Pick out all lines of the entries that include the word "table" and copy them.

§ **SUPPLIED RECORDS**:
────────────────────

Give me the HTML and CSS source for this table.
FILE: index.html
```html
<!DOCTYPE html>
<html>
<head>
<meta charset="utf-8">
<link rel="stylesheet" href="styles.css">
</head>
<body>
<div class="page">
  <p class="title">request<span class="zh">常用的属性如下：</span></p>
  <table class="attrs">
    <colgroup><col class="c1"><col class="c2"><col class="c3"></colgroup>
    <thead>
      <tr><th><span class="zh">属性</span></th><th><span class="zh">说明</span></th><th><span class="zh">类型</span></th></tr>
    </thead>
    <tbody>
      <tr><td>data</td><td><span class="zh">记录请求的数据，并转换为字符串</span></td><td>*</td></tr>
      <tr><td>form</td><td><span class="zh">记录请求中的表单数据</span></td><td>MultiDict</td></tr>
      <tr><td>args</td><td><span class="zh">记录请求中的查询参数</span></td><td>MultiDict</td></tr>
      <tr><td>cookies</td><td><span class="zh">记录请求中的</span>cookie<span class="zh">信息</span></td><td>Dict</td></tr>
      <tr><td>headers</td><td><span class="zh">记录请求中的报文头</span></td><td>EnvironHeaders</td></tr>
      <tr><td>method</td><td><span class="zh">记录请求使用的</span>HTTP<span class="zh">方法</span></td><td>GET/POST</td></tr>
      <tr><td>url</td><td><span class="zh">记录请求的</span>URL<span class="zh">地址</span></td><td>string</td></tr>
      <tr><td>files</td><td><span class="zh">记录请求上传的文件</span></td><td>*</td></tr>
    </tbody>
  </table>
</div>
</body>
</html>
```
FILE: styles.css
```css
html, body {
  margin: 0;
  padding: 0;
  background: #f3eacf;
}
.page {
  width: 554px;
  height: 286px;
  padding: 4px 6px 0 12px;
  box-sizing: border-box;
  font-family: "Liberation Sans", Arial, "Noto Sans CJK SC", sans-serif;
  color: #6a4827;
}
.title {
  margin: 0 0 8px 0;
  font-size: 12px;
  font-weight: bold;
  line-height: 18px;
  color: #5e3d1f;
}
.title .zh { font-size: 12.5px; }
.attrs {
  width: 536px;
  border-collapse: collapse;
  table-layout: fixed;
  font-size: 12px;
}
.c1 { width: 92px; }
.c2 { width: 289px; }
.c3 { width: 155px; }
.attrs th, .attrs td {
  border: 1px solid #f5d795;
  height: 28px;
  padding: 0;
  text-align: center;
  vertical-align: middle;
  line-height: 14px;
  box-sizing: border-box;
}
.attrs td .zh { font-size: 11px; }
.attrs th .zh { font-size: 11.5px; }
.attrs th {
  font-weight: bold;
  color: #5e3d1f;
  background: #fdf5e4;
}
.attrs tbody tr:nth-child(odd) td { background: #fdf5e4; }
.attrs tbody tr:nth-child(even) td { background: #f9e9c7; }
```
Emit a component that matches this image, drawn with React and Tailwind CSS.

────────────────────

§ **RESPONSE TO THE TASK**:
Give me the HTML and CSS source for this table.
  <table class="attrs">
  </table>
  table-layout: fixed;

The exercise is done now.